TASK DETAILS:
Exactly retype the lines from the top of the data through the line containing "import React from", leaving out every picture.
____________
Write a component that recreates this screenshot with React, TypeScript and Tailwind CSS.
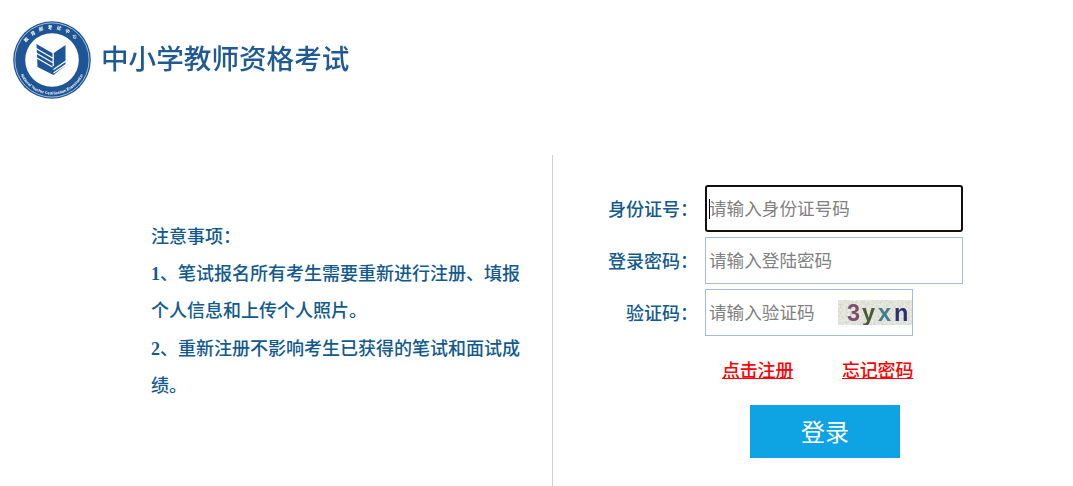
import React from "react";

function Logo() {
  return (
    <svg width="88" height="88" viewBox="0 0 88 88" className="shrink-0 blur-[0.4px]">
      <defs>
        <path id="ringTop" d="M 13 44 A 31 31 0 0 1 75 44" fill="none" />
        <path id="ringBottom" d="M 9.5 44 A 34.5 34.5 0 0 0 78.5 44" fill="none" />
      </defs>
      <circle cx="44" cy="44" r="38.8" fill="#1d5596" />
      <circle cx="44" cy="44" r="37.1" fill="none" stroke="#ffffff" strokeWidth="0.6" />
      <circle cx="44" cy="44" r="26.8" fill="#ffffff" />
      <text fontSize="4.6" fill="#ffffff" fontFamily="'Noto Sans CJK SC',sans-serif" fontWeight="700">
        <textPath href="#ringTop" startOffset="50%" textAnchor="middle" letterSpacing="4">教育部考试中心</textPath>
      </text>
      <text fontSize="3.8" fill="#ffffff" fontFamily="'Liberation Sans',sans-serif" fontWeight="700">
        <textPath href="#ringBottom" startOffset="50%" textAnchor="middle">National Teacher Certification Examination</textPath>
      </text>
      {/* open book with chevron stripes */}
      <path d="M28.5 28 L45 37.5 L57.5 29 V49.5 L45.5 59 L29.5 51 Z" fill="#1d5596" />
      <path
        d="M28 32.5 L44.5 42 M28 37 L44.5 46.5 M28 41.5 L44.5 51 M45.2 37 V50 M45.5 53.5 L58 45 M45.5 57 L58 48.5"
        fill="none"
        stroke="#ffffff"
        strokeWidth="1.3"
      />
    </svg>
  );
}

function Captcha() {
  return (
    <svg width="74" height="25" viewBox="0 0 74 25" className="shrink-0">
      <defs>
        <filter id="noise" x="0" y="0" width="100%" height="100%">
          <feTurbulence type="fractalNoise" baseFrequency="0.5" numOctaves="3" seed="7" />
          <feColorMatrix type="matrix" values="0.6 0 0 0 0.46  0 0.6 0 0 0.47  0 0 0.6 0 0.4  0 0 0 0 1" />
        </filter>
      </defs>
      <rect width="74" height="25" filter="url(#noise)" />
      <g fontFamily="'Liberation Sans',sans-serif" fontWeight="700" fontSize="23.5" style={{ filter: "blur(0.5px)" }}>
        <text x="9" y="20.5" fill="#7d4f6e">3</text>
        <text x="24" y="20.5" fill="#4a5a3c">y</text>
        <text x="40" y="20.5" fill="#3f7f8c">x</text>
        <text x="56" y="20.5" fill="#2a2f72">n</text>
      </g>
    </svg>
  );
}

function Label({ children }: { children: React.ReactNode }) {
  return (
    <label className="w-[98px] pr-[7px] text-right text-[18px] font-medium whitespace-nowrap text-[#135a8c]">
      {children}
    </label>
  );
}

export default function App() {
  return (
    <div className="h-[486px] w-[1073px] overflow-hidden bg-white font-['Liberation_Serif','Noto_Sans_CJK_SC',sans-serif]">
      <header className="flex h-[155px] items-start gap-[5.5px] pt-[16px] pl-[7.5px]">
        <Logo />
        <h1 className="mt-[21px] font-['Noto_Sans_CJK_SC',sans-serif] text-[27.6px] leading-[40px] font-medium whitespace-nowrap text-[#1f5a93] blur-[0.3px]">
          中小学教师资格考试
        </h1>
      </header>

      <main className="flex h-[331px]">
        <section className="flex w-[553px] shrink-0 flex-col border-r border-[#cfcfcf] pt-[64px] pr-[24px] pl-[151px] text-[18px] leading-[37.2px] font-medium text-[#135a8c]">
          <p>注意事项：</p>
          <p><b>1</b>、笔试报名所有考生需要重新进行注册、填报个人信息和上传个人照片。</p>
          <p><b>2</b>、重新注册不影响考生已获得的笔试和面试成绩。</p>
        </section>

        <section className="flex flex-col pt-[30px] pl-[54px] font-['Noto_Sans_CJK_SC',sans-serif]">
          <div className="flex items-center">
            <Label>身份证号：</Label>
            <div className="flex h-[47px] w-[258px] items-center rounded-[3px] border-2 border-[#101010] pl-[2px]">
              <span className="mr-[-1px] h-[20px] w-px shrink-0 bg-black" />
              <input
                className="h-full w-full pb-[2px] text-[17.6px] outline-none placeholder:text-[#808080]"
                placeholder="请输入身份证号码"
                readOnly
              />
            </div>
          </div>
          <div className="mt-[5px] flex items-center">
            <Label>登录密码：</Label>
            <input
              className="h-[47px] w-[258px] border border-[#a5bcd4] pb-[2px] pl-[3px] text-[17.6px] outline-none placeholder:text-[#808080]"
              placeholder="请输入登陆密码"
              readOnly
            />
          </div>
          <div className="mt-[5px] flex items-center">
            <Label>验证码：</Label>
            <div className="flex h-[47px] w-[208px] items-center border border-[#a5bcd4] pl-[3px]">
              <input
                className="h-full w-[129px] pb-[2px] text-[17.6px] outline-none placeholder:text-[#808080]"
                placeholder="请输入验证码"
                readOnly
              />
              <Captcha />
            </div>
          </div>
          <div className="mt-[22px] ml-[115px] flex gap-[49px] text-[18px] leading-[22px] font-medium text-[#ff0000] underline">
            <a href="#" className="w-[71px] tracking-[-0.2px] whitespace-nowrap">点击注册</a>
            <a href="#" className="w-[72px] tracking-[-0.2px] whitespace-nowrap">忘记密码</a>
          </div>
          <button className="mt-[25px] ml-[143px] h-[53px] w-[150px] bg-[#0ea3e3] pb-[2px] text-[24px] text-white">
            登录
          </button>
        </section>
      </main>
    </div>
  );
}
____________
OUTPUT FOR THIS TASK:
Write a component that recreates this screenshot with React, TypeScript and Tailwind CSS.
import React from "react";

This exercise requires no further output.